GIVEN TASK. Give a verbatim copy of the lines below, minus the pictures.

++++++++++

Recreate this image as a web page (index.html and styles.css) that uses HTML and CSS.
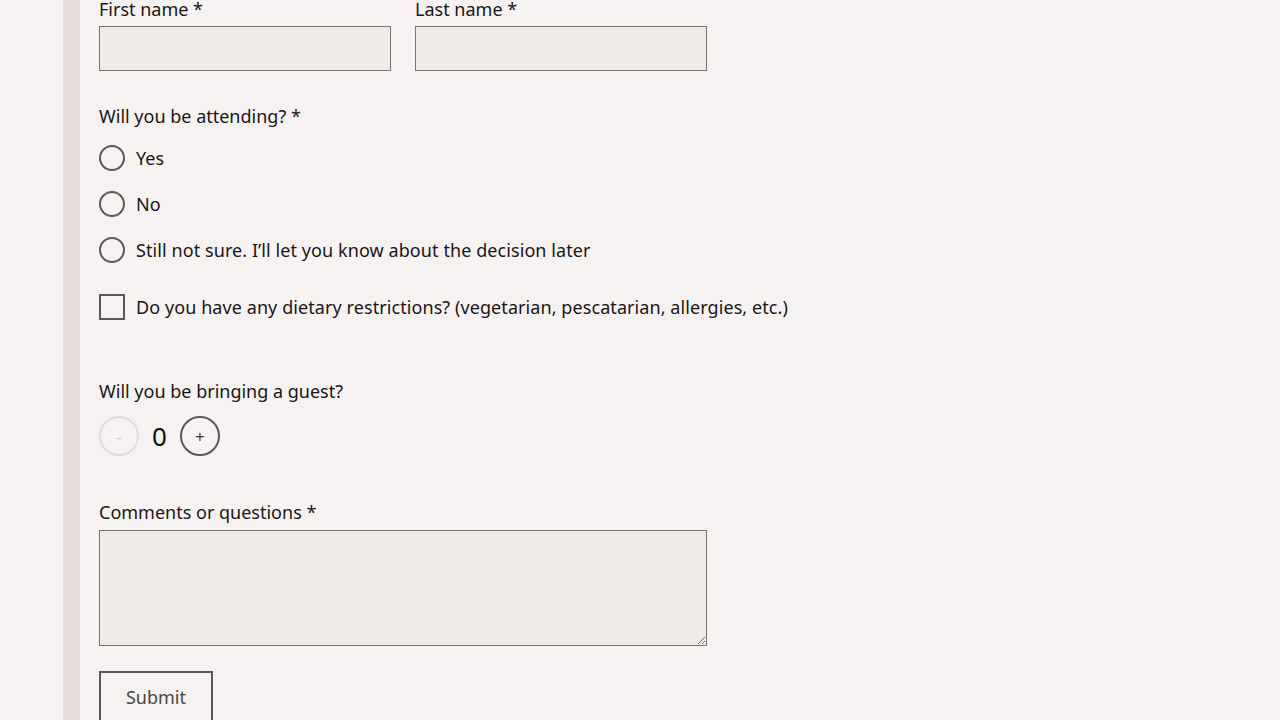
FILE: index.html
```html
<!DOCTYPE html>
<html lang="en">
<head>
<meta charset="utf-8">
<title>RSVP</title>
<link rel="stylesheet" href="styles.css">
</head>
<body>
<div class="page">
  <form class="form">
    <div class="row">
      <div class="field">
        <label class="label">First name *</label>
        <input class="input" type="text">
      </div>
      <div class="field">
        <label class="label">Last name *</label>
        <input class="input" type="text">
      </div>
    </div>

    <div class="group">
      <div class="label">Will you be attending? *</div>
      <label class="option"><span class="radio"></span><span>Yes</span></label>
      <label class="option"><span class="radio"></span><span>No</span></label>
      <label class="option"><span class="radio"></span><span>Still not sure. I’ll let you know about the decision later</span></label>
    </div>

    <label class="option check-option"><span class="checkbox"></span><span>Do you have any dietary restrictions? (vegetarian, pescatarian, allergies, etc.)</span></label>

    <div class="guest">
      <div class="label">Will you be bringing a guest?</div>
      <div class="stepper">
        <span class="step disabled">-</span>
        <span class="count">0</span>
        <span class="step">+</span>
      </div>
    </div>

    <div class="comments">
      <label class="label">Comments or questions *</label>
      <textarea class="textarea"></textarea>
    </div>

    <button class="submit" type="button">Submit</button>
  </form>
</div>
</body>
</html>
```
FILE: styles.css
```css
html, body {
  margin: 0;
  padding: 0;
  background: #f6f2f1;
  height: 100%;
  overflow: hidden;
}
body {
  font-family: "Noto Sans", "Open Sans", sans-serif;
  font-size: 18px;
  letter-spacing: 0.08px;
  color: #1a1616;
}
.page {
  margin-left: 63px;
  border-left: 17px solid #e3dcdb;
  padding-left: 19px;
  min-height: 100%;
}
.form {
  margin-top: -4px;
  display: flex;
  flex-direction: column;
  width: 608px;
}
.label {
  display: block;
  line-height: 26px;
  margin-bottom: 6px;
  white-space: nowrap;
  letter-spacing: 0;
}
.row .label {
  margin-bottom: 4px;
}
.row {
  display: flex;
  gap: 24px;
}
.field {
  width: 292px;
}
.input {
  display: block;
  box-sizing: border-box;
  width: 292px;
  height: 45px;
  margin: 0;
  background: #efebe9;
  border: 1.5px solid #7a7472;
  border-radius: 0;
}
.group {
  margin-top: 32px;
  display: flex;
  flex-direction: column;
}
.group .label {
  margin-bottom: 6px;
}
.option {
  display: flex;
  align-items: center;
  gap: 11px;
  height: 46px;
  white-space: nowrap;
}
.radio {
  box-sizing: border-box;
  width: 26px;
  height: 26px;
  border: 2px solid #5f5755;
  border-radius: 50%;
  flex: none;
}
.check-option {
  margin-top: 11px;
}
.checkbox {
  box-sizing: border-box;
  width: 26px;
  height: 26px;
  border: 2px solid #5f5755;
  flex: none;
}
.guest {
  margin-top: 48px;
}
.guest .label {
  margin-bottom: 12px;
}
.stepper {
  display: flex;
  align-items: center;
  gap: 13px;
  height: 40px;
}
.step {
  box-sizing: border-box;
  width: 40px;
  height: 40px;
  border: 2px solid #5f5755;
  border-radius: 50%;
  display: flex;
  align-items: center;
  justify-content: center;
  font-size: 17px;
  color: #3d3634;
}
.step.disabled {
  border-color: #e2dcda;
  color: #d3cccb;
}
.count {
  font-size: 26px;
  color: #111;
}
.comments {
  margin-top: 43px;
}
.comments .label {
  margin-bottom: 5px;
}
.textarea {
  display: block;
  box-sizing: border-box;
  width: 608px;
  height: 116px;
  margin: 0;
  background: #efebe9;
  border: 1.5px solid #7a7472;
  border-radius: 0;
  resize: vertical;
}
.submit {
  margin-top: 25px;
  align-self: flex-start;
  box-sizing: border-box;
  width: 114px;
  height: 56px;
  background: transparent;
  border: 2px solid #5f5755;
  border-radius: 0;
  font-family: inherit;
  font-size: 18px;
  color: #4c4543;
  padding: 0 0 4px;
}
```
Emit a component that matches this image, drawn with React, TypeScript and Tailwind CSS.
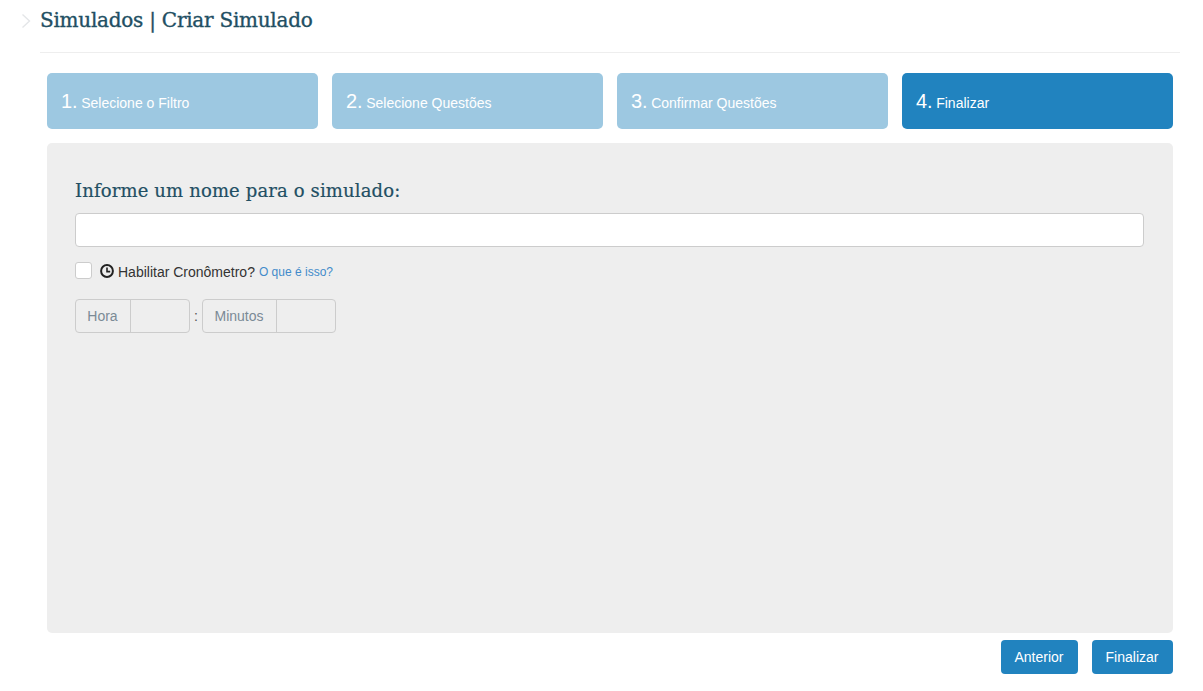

++++++++++

TASK OUTPUT.
Recreate this image as a web page (index.html and styles.css) that uses HTML and CSS.
FILE: index.html
```html
<!DOCTYPE html>
<html lang="en">
<head>
<meta charset="utf-8">
<title>RSVP</title>
<link rel="stylesheet" href="styles.css">
</head>
<body>
<div class="page">
  <form class="form">
    <div class="row">
      <div class="field">
        <label class="label">First name *</label>
        <input class="input" type="text">
      </div>
      <div class="field">
        <label class="label">Last name *</label>
        <input class="input" type="text">
      </div>
    </div>

    <div class="group">
      <div class="label">Will you be attending? *</div>
      <label class="option"><span class="radio"></span><span>Yes</span></label>
      <label class="option"><span class="radio"></span><span>No</span></label>
      <label class="option"><span class="radio"></span><span>Still not sure. I’ll let you know about the decision later</span></label>
    </div>

    <label class="option check-option"><span class="checkbox"></span><span>Do you have any dietary restrictions? (vegetarian, pescatarian, allergies, etc.)</span></label>

    <div class="guest">
      <div class="label">Will you be bringing a guest?</div>
      <div class="stepper">
        <span class="step disabled">-</span>
        <span class="count">0</span>
        <span class="step">+</span>
      </div>
    </div>

    <div class="comments">
      <label class="label">Comments or questions *</label>
      <textarea class="textarea"></textarea>
    </div>

    <button class="submit" type="button">Submit</button>
  </form>
</div>
</body>
</html>
```
FILE: styles.css
```css
html, body {
  margin: 0;
  padding: 0;
  background: #f6f2f1;
  height: 100%;
  overflow: hidden;
}
body {
  font-family: "Noto Sans", "Open Sans", sans-serif;
  font-size: 18px;
  letter-spacing: 0.08px;
  color: #1a1616;
}
.page {
  margin-left: 63px;
  border-left: 17px solid #e3dcdb;
  padding-left: 19px;
  min-height: 100%;
}
.form {
  margin-top: -4px;
  display: flex;
  flex-direction: column;
  width: 608px;
}
.label {
  display: block;
  line-height: 26px;
  margin-bottom: 6px;
  white-space: nowrap;
  letter-spacing: 0;
}
.row .label {
  margin-bottom: 4px;
}
.row {
  display: flex;
  gap: 24px;
}
.field {
  width: 292px;
}
.input {
  display: block;
  box-sizing: border-box;
  width: 292px;
  height: 45px;
  margin: 0;
  background: #efebe9;
  border: 1.5px solid #7a7472;
  border-radius: 0;
}
.group {
  margin-top: 32px;
  display: flex;
  flex-direction: column;
}
.group .label {
  margin-bottom: 6px;
}
.option {
  display: flex;
  align-items: center;
  gap: 11px;
  height: 46px;
  white-space: nowrap;
}
.radio {
  box-sizing: border-box;
  width: 26px;
  height: 26px;
  border: 2px solid #5f5755;
  border-radius: 50%;
  flex: none;
}
.check-option {
  margin-top: 11px;
}
.checkbox {
  box-sizing: border-box;
  width: 26px;
  height: 26px;
  border: 2px solid #5f5755;
  flex: none;
}
.guest {
  margin-top: 48px;
}
.guest .label {
  margin-bottom: 12px;
}
.stepper {
  display: flex;
  align-items: center;
  gap: 13px;
  height: 40px;
}
.step {
  box-sizing: border-box;
  width: 40px;
  height: 40px;
  border: 2px solid #5f5755;
  border-radius: 50%;
  display: flex;
  align-items: center;
  justify-content: center;
  font-size: 17px;
  color: #3d3634;
}
.step.disabled {
  border-color: #e2dcda;
  color: #d3cccb;
}
.count {
  font-size: 26px;
  color: #111;
}
.comments {
  margin-top: 43px;
}
.comments .label {
  margin-bottom: 5px;
}
.textarea {
  display: block;
  box-sizing: border-box;
  width: 608px;
  height: 116px;
  margin: 0;
  background: #efebe9;
  border: 1.5px solid #7a7472;
  border-radius: 0;
  resize: vertical;
}
.submit {
  margin-top: 25px;
  align-self: flex-start;
  box-sizing: border-box;
  width: 114px;
  height: 56px;
  background: transparent;
  border: 2px solid #5f5755;
  border-radius: 0;
  font-family: inherit;
  font-size: 18px;
  color: #4c4543;
  padding: 0 0 4px;
}
```
Emit a component that matches this image, drawn with React, TypeScript and Tailwind CSS.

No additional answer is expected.